Does the paragraph need to contain the word we’re trying to predict? And how exactly does this process work in practice?
Let me give a concrete example. Say I have three sections X, Y, and Z. Section Y contains the word sequence hijklmn. My full document is X + Y + Z. If I want to predict the word ‘l’, what paragraph input do I use? I understand the word input would be one-hot vectors for h, i, j, k, m, n if my context window is 6 words.
Can someone explain what the paragraph component D represents? Is it also encoded as a one-hot vector based on paragraph ID?
The paragraph vector D isn’t a one-hot vector - it’s a dense vector that gets learned during training. Think of it as a unique embedding for each document that captures the overall theme and context.
In your X+Y+Z example, D represents the entire document. When predicting word ‘l’ from hijklmn, the model uses both the surrounding words (h,i,j,k,m,n) and this document-level vector D. D doesn’t need to explicitly contain the target word - it just provides broader context about the document’s topic and style to help disambiguate meanings.

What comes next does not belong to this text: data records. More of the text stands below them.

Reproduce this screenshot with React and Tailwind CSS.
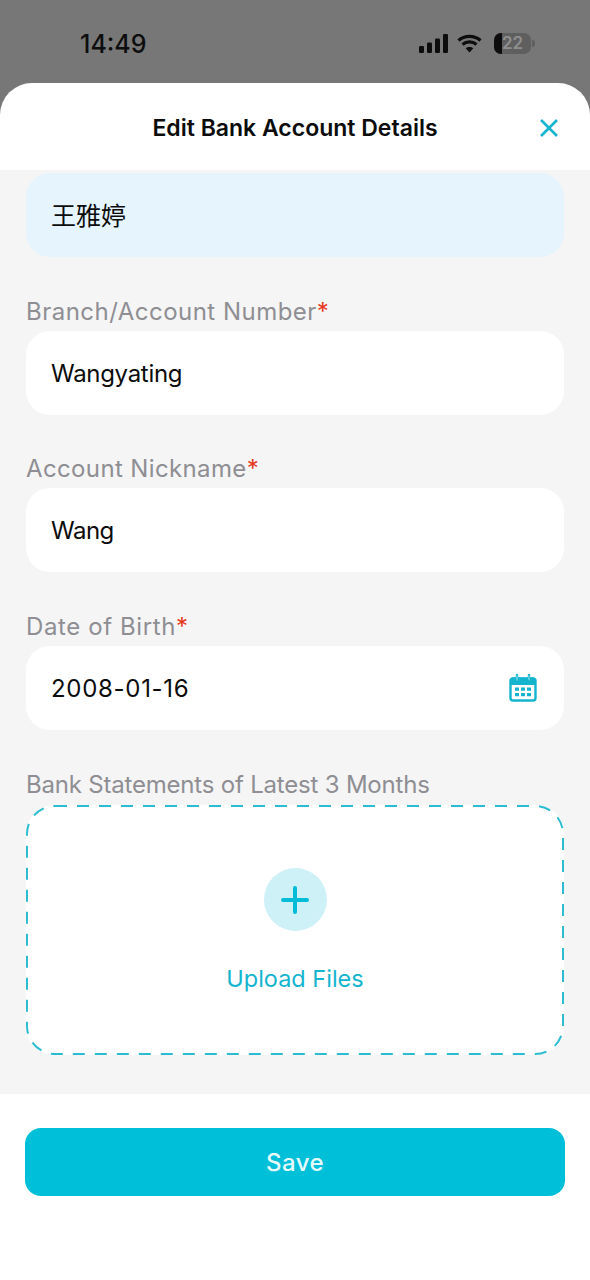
import React from "react";

const Field = ({ label, labelClass, className, value, valueClass, required, icon }) => (
    <div className={"flex flex-col " + className}>
        <label className={"h-[29px] text-[24px] leading-[29px] text-[#8e8e93] " + labelClass}>
            {label}
            {required && <span className="tracking-normal text-[#e5391f]">*</span>}
        </label>
        <div className="mt-[5px] flex h-[84px] items-center justify-between rounded-[24px] bg-white pl-[25px] pr-[27px] text-[24px] text-[#0c0c0c]">
            <span className={"pt-[1px] " + valueClass}>{value}</span>
            {icon}
        </div>
    </div>
);

const CalendarIcon = () => (
    <svg width="28" height="28" viewBox="0 0 28 28" fill="none">
        <rect x="1.5" y="4.5" width="25" height="22" rx="2.5" stroke="#14b4cf" strokeWidth="2.4" />
        <path d="M2 5.5a2 2 0 0 1 2-2h20a2 2 0 0 1 2 2V11H2z" fill="#14b4cf" />
        <path d="M8 1v6M20 1v6" stroke="#14b4cf" strokeWidth="2.4" strokeLinecap="round" />
        <path d="M8 2v4M20 2v4" stroke="#bfecf3" strokeWidth="0.8" strokeLinecap="round" />
        <path d="M6 13.5h4v3.2H6zM12 13.5h4v3.2h-4zM18 13.5h4v3.2h-4zM6 19h4v3.2H6zM12 19h4v3.2h-4zM18 19h4v3.2h-4z" fill="#14b4cf" />
    </svg>
);

const App = () => {
    return (
        <div className="flex h-[1280px] w-[590px] flex-col overflow-hidden bg-[#777777] font-['Inter','Noto_Sans_CJK_TC',sans-serif]">
            {/* status bar */}
            <div className="flex h-[83px] shrink-0 items-start justify-between pl-[80px] pr-[55px] pt-[28px]">
                <span className="text-[25px] font-medium leading-[32px] text-[#0d0d0d]">14:49</span>
                <div className="flex items-center gap-[9px] pt-[5px]">
                    <svg width="29" height="19" viewBox="0 0 29 19" fill="#0d0d0d">
                        <rect x="0" y="12" width="5" height="7" rx="1.2" />
                        <rect x="8" y="8.5" width="5" height="10.5" rx="1.2" />
                        <rect x="16" y="4.5" width="5" height="14.5" rx="1.2" />
                        <rect x="24" y="0" width="5" height="19" rx="1.2" />
                    </svg>
                    <svg className="mr-[3px]" width="25" height="19" viewBox="0 0 25 19" fill="none" stroke="#0d0d0d" strokeWidth="3.2">
                        <path d="M1.5 6.5C7.5 1 17.5 1 23.5 6.5" />
                        <path d="M5.5 10.5c4-3.4 10-3.4 14 0" />
                        <path d="M12.5 18.5l-3.8-4.2c2-1.6 5.6-1.6 7.6 0z" fill="#0d0d0d" stroke="none" />
                    </svg>
                    <div className="flex items-center gap-[1px]">
                        <div className="relative flex h-[21px] w-[37px] items-center justify-center overflow-hidden rounded-[7px] bg-[#5f5f5f]">
                            <div className="absolute inset-y-0 left-0 w-[8px] bg-[#0d0d0d]" />
                            <span className="relative text-[17px] font-semibold leading-none text-[#8f8f8f]">22</span>
                        </div>
                        <div className="h-[7px] w-[3px] rounded-r-full bg-[#5f5f5f]" />
                    </div>
                </div>
            </div>

            {/* sheet */}
            <div className="flex flex-1 flex-col overflow-hidden rounded-t-[32px] bg-white">
                <div className="relative flex h-[87px] shrink-0 items-center justify-center pt-[4px]">
                    <h1 className="text-[23px] font-semibold text-[#0c0c0c]">Edit Bank Account Details</h1>
                    <button className="absolute right-[31px] top-[35px]">
                        <svg width="20" height="20" viewBox="0 0 20 20" fill="none" stroke="#14b4cf" strokeWidth="2.6">
                            <path d="M2 2l16 16M18 2L2 18" />
                        </svg>
                    </button>
                </div>

                <div className="flex h-[924px] shrink-0 flex-col bg-[#f5f5f5] px-[26px] pt-[3px]">
                    <div className="flex h-[84px] items-center rounded-[24px] bg-[#e6f4fd] pl-[25px] pt-[3px] text-[25px] text-[#0c0c0c]">王雅婷</div>
                    <Field className="mt-[40px]" label="Branch/Account Number" labelClass="tracking-[0.48px]" value="Wangyating" valueClass="tracking-[-0.3px]" required />
                    <Field className="mt-[39px]" label="Account Nickname" labelClass="tracking-[0.37px]" value="Wang" valueClass="tracking-[-0.5px]" required />
                    <Field className="mt-[40px]" label="Date of Birth" labelClass="tracking-[0.6px]" value="2008-01-16" valueClass="tracking-[0.7px]" required icon={<CalendarIcon />} />

                    <div className="mt-[40px] flex flex-col">
                        <label className="h-[29px] text-[24px] leading-[29px] tracking-[-0.2px] text-[#8e8e93]">Bank Statements of Latest 3 Months</label>
                        <div className="relative mt-[6px] flex h-[250px] flex-col items-center rounded-[28px] bg-white pt-[63px]">
                            <svg className="absolute inset-0" width="538" height="250" fill="none">
                                <rect x="1" y="1" width="536" height="248" rx="28" stroke="#2cbcd2" strokeWidth="2" strokeDasharray="12 10" />
                            </svg>
                            <div className="flex h-[63px] w-[63px] items-center justify-center rounded-full bg-[#cdf1f6]">
                                <svg width="28" height="28" viewBox="0 0 28 28" fill="none" stroke="#00bcd9" strokeWidth="4" strokeLinecap="round">
                                    <path d="M14 2v24M2 14h24" />
                                </svg>
                            </div>
                            <span className="mt-[32px] text-[23.5px] leading-[32px] text-[#14b4cf]">Upload Files</span>
                        </div>
                    </div>
                </div>

                <div className="flex-1 bg-white px-[25px] pt-[34px]">
                    <button className="flex h-[68px] w-full items-center justify-center rounded-[16px] bg-[#00bfd9] pt-[1px] text-[24px] font-medium tracking-[0.5px] text-[#e6fbfd]">
                        Save
                    </button>
                </div>
            </div>
        </div>
    );
};

export default App;
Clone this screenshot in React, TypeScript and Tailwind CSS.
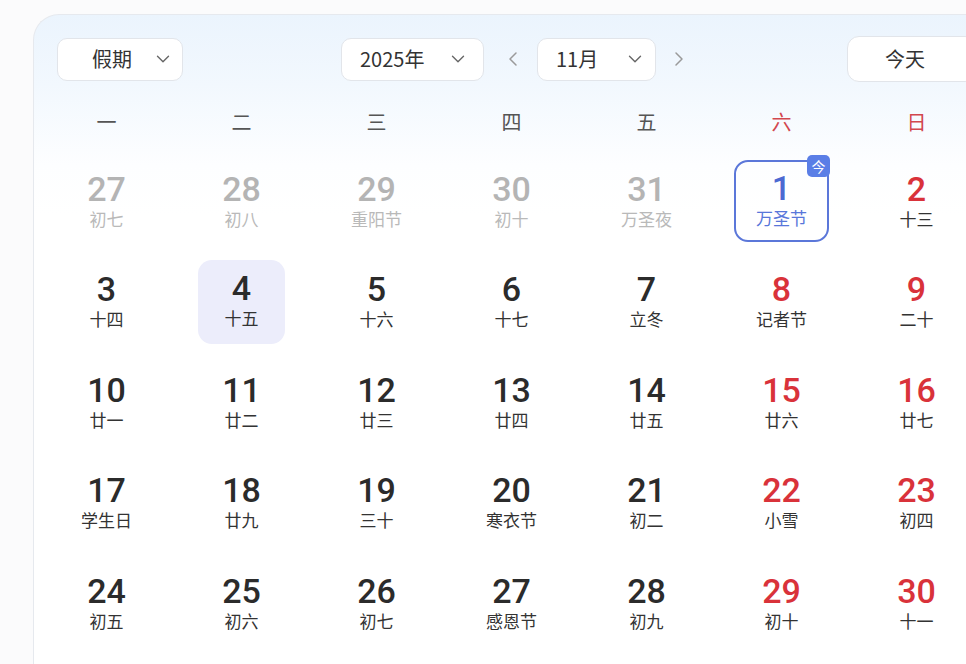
import { ChevronDown, ChevronLeft, ChevronRight } from 'lucide-react';

type Day = {
  n: number;
  lunar: string;
  muted?: boolean;
  red?: boolean;
  today?: boolean;
  selected?: boolean;
};

const weekdays = ['一', '二', '三', '四', '五', '六', '日'];

const days: Day[] = [
  { n: 27, lunar: '初七', muted: true },
  { n: 28, lunar: '初八', muted: true },
  { n: 29, lunar: '重阳节', muted: true },
  { n: 30, lunar: '初十', muted: true },
  { n: 31, lunar: '万圣夜', muted: true },
  { n: 1, lunar: '万圣节', today: true },
  { n: 2, lunar: '十三', red: true },
  { n: 3, lunar: '十四' },
  { n: 4, lunar: '十五', selected: true },
  { n: 5, lunar: '十六' },
  { n: 6, lunar: '十七' },
  { n: 7, lunar: '立冬' },
  { n: 8, lunar: '记者节', red: true },
  { n: 9, lunar: '二十', red: true },
  { n: 10, lunar: '廿一' },
  { n: 11, lunar: '廿二' },
  { n: 12, lunar: '廿三' },
  { n: 13, lunar: '廿四' },
  { n: 14, lunar: '廿五' },
  { n: 15, lunar: '廿六', red: true },
  { n: 16, lunar: '廿七', red: true },
  { n: 17, lunar: '学生日' },
  { n: 18, lunar: '廿九' },
  { n: 19, lunar: '三十' },
  { n: 20, lunar: '寒衣节' },
  { n: 21, lunar: '初二' },
  { n: 22, lunar: '小雪', red: true },
  { n: 23, lunar: '初四', red: true },
  { n: 24, lunar: '初五' },
  { n: 25, lunar: '初六' },
  { n: 26, lunar: '初七' },
  { n: 27, lunar: '感恩节' },
  { n: 28, lunar: '初九' },
  { n: 29, lunar: '初十', red: true },
  { n: 30, lunar: '十一', red: true },
];

function DayCell({ day }: { day: Day }) {
  const numColor = day.muted
    ? 'text-[#b4b4b4]'
    : day.today
      ? 'text-[#4c69d2]'
      : day.red
        ? 'text-[#d9323a]'
        : 'text-[#2b2b2b]';
  const lunarColor = day.muted
    ? 'text-[#b9b9b9]'
    : day.today
      ? 'text-[#5876da]'
      : 'text-[#333333]';

  const content = (
    <>
      <div className={`font-['Roboto',sans-serif] font-medium text-[34px] leading-[32px] ${numColor}`}>
        {day.n}
      </div>
      <div className={`mt-[3px] text-[17px] leading-[22px] ${lunarColor}`}>{day.lunar}</div>
    </>
  );

  return (
    <div className="flex items-center justify-center">
      {day.today ? (
        <div className="relative flex h-[82px] w-[95px] flex-col items-center justify-center rounded-[14px] border-2 border-[#5b77d9] pb-[2px]">
          {content}
          <span className="absolute -right-[3px] -top-[7px] flex h-[22px] w-[23px] items-center justify-center rounded-[5px] bg-[#5a7ee6] text-[14px] leading-none text-white">
            今
          </span>
        </div>
      ) : day.selected ? (
        <div className="flex h-[84px] w-[87px] flex-col items-center justify-center rounded-[14px] bg-[#ecedfb] pb-[2px]">
          {content}
        </div>
      ) : (
        <div className="flex flex-col items-center">{content}</div>
      )}
    </div>
  );
}

function Select({ label, width, textPad, chevPad }: { label: string; width: string; textPad: string; chevPad: string }) {
  return (
    <button className={`flex h-[43px] ${width} items-center rounded-[10px] border border-[#e2e5ea] bg-white`}>
      <span className={`${textPad} text-[20px] text-[#333]`}>{label}</span>
      <ChevronDown className={`${chevPad} h-[22px] w-[22px] text-[#666]`} strokeWidth={1.5} />
    </button>
  );
}

export default function App() {
  return (
    <div className="h-[664px] w-[966px] overflow-hidden bg-[#fbfbfc] pl-[33px] pt-[14px] font-['Noto_Sans_CJK_SC','Noto_Sans',sans-serif]">
      <div className="h-[700px] w-[980px] rounded-tl-[26px] border-l border-t border-[#e6e9ee] bg-[linear-gradient(180deg,#ebf4fd_0px,#f2f8fe_70px,#fdfeff_150px,#ffffff_200px)]">
        {/* Toolbar */}
        <div className="flex items-center pl-[23px] pt-[21px]">
          <Select label="假期" width="w-[126px]" textPad="pl-[34px]" chevPad="ml-[20px]" />
          <div className="ml-[158px] flex items-center">
            <Select label="2025年" width="w-[143px]" textPad="pl-[18px]" chevPad="ml-[23px]" />
            <ChevronLeft className="ml-[17px] h-[24px] w-[24px] text-[#9a9a9a]" strokeWidth={1.5} />
            <div className="ml-[12px]">
              <Select label="11月" width="w-[119px]" textPad="pl-[18px]" chevPad="ml-[26px]" />
            </div>
            <ChevronRight className="ml-[11px] h-[24px] w-[24px] text-[#9a9a9a]" strokeWidth={1.5} />
          </div>
          <button className="ml-[156px] flex h-[46px] w-[130px] items-center rounded-[12px] border border-[#e2e5ea] bg-white pl-[37px] text-[20px] text-[#333]">
            今天
          </button>
        </div>

        {/* Weekdays */}
        <div className="ml-[5px] mt-[17px] grid h-[46px] grid-cols-[repeat(7,135px)] items-center">
          {weekdays.map((w, i) => (
            <div key={w} className={`text-center text-[20px] ${i >= 5 ? 'text-[#d2474e]' : 'text-[#555]'}`}>
              {w}
            </div>
          ))}
        </div>

        {/* Days */}
        <div className="ml-[5px] mt-[6px] grid grid-cols-[repeat(7,135px)] auto-rows-[100.5px]">
          {days.map((d, i) => (
            <DayCell key={i} day={d} />
          ))}
        </div>
      </div>
    </div>
  );
}
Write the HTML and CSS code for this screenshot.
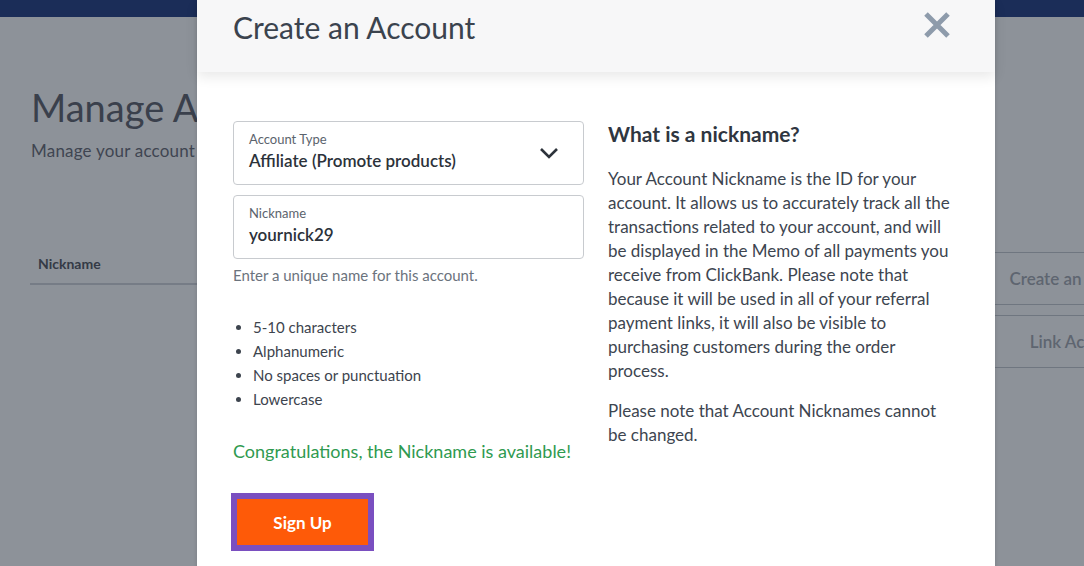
FILE: index.html
```html
<!DOCTYPE html>
<html>
<head>
<meta charset="utf-8">
<link rel="stylesheet" href="styles.css">
</head>
<body>
<div class="page">
  <div class="topbar"></div>
  <div class="bg">
    <div class="bg-main">
      <h1 class="bg-title">Manage Accounts</h1>
      <p class="bg-sub">Manage your account nicknames</p>
      <div class="bg-table-head">Nickname</div>
    </div>
    <div class="bg-aside">
      <div class="bg-btn">Create an Account</div>
      <div class="bg-btn">Link Account</div>
    </div>
  </div>
</div>

<div class="modal">
  <div class="modal-header">
    <h2 class="modal-title">Create an Account</h2>
    <svg class="close" width="28" height="28" viewBox="0 0 28 28"><path d="M3 3 L25 25 M25 3 L3 25" stroke="#8e9bab" stroke-width="5" fill="none"/></svg>
  </div>
  <div class="modal-body">
    <div class="form-col">
      <div class="field">
        <div class="field-text">
          <div class="field-label">Account Type</div>
          <div class="field-value">Affiliate (Promote products)</div>
        </div>
        <svg class="chevron" width="20" height="12" viewBox="0 0 20 12"><path d="M2 2 L10 10 L18 2" stroke="#2d333b" stroke-width="2.6" fill="none"/></svg>
      </div>
      <div class="field field-second">
        <div class="field-text">
          <div class="field-label">Nickname</div>
          <div class="field-value">yournick29</div>
        </div>
      </div>
      <div class="helper">Enter a unique name for this account.</div>
      <ul class="rules">
        <li>5-10 characters</li>
        <li>Alphanumeric</li>
        <li>No spaces or punctuation</li>
        <li>Lowercase</li>
      </ul>
      <div class="success">Congratulations, the Nickname is available!</div>
      <button class="signup">Sign Up</button>
    </div>
    <div class="info-col">
      <h3 class="info-title">What is a nickname?</h3>
      <p class="info-text">Your Account Nickname is the ID for your account. It allows us to accurately track all the transactions related to your account, and will be displayed in the Memo of all payments you receive from ClickBank. Please note that because it will be used in all of your referral payment links, it will also be visible to purchasing customers during the order process.</p>
      <p class="info-text">Please note that Account Nicknames cannot be changed.</p>
    </div>
  </div>
</div>
</body>
</html>
```

FILE: styles.css
```css
html, body {
  margin: 0;
  padding: 0;
  width: 1084px;
  height: 566px;
  overflow: hidden;
  background: #8d9299;
  font-family: "Source Sans Pro", Lato, "Liberation Sans", sans-serif;
}

.page {
  width: 1196px;
}

.topbar {
  height: 17px;
  background: #1b2d58;
}

.bg {
  display: flex;
}

.bg-main {
  flex: 1;
  padding: 70px 0 0 30px;
}

.bg-title {
  margin: 0;
  font-size: 38px;
  font-weight: 400;
  line-height: 40px;
  color: #3a404c;
  padding-left: 1px;
}

.bg-sub {
  margin: 13px 0 0 1px;
  font-size: 17px;
  letter-spacing: 0.2px;
  color: #3f4551;
}

.bg-table-head {
  margin-top: 94px;
  padding: 0 0 11px 8px;
  font-size: 14px;
  font-weight: 700;
  color: #343a46;
  border-bottom: 2px solid #767c86;
  width: 900px;
}

.bg-aside {
  width: 235px;
  padding-top: 235px;
}

.bg-btn {
  height: 51px;
  line-height: 51px;
  text-align: center;
  font-size: 17px;
  font-weight: 600;
  color: #5e6570;
  white-space: nowrap;
  border-top: 1px solid #6f7680;
  border-bottom: 1px solid #6f7680;
  margin-bottom: 10px;
}

.modal {
  position: absolute;
  left: 197px;
  top: 0;
  width: 798px;
  height: 600px;
  background: #ffffff;
  box-shadow: 0 0 4px rgba(0, 0, 0, 0.15);
}

.modal-header {
  height: 72px;
  background: #f7f7f8;
  box-shadow: 0 5px 12px rgba(0, 0, 0, 0.09);
  display: flex;
  justify-content: space-between;
  align-items: flex-start;
  padding: 0 44px 0 36px;
  position: relative;
}

.modal-title {
  margin: 0;
  padding-top: 8px;
  font-size: 30px;
  font-weight: 400;
  line-height: 38px;
  color: #3b434e;
}

.close {
  margin-top: 11px;
}

.modal-body {
  display: flex;
  gap: 24px;
  padding: 49px 36px 0;
}

.form-col {
  width: 351px;
}

.field {
  box-sizing: border-box;
  height: 64px;
  border: 1px solid #c8cbcf;
  border-radius: 4px;
  padding: 10px 15px 0;
  display: flex;
  justify-content: space-between;
}

.field-second {
  margin-top: 10px;
}

.field-label {
  font-size: 13px;
  line-height: 15px;
  color: #5b636d;
}

.field-value {
  margin-top: 2px;
  font-size: 17px;
  font-weight: 600;
  line-height: 24px;
  color: #2c323a;
}

.chevron {
  margin-top: 15px;
  margin-right: 9px;
}

.helper {
  margin-top: 6px;
  font-size: 15px;
  line-height: 20px;
  color: #6b737d;
}

.rules {
  margin: 30px 0 0;
  padding-left: 20px;
  font-size: 15px;
  line-height: 24px;
  color: #3d444e;
}

.success {
  margin-top: 28px;
  font-size: 18px;
  line-height: 24px;
  color: #2f9a50;
}

.signup {
  margin-top: 30px;
  width: 143px;
  height: 58px;
  border: 6px solid #7a4fc0;
  background: #fe5a08;
  color: #ffffff;
  font-family: inherit;
  font-size: 17px;
  font-weight: 700;
  padding: 0;
  margin-left: -2px;
}

.info-col {
  width: 345px;
}

.info-title {
  margin: 0;
  font-size: 21px;
  font-weight: 700;
  line-height: 26px;
  color: #2f3640;
}

.info-text {
  margin: 20px 0 0;
  font-size: 17px;
  line-height: 24px;
  color: #3d4550;
}

.info-text + .info-text {
  margin-top: 16px;
}
```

Say your document’s about cooking. The paragraph vector will encode that semantic domain, making food-related words more likely even when the immediate context is ambiguous. Training simultaneously learns word embeddings and these paragraph vectors through backpropagation, so D becomes a meaningful representation of document-level semantics that works alongside local word context.
Paragraph vectors capture abstractions that extend beyond just the immediate words in context. When you train using document X + Y + Z, the model learns which words co-occur throughout the entire text, not solely based on proximity.
In your example with hijklmn, the paragraph vector D is relevant for every prediction made from the document. Every time the model predicts a word from any part of X + Y + Z, it refines D continuously. This process helps the model understand the usage of words in the larger context of the document.
This mechanism proves beneficial for homonyms like ‘bank,’ which might have multiple meanings. If your document consistently addresses banking in a financial context, the paragraph vector nudges the predictions towards finance-related terms, compensating for scenarios where the context alone lacks clarity. Importantly, D is not a fixed one-hot encoded vector; it is a trainable dense vector, evolving alongside the word embeddings throughout the training process.
the paragraph vector is kinda like a ‘fingerprint’ for ur document that helps predict words. it doesn’t matter if the paragraph has the word ur tryin to guess - it’s more like background knowledge that shapes every prediction. so when u want to guess ‘l’ in hijklmn, D gives u a doc-wide context learned from X+Y+Z. this really helps when the local context isn’t enough to predict correctly.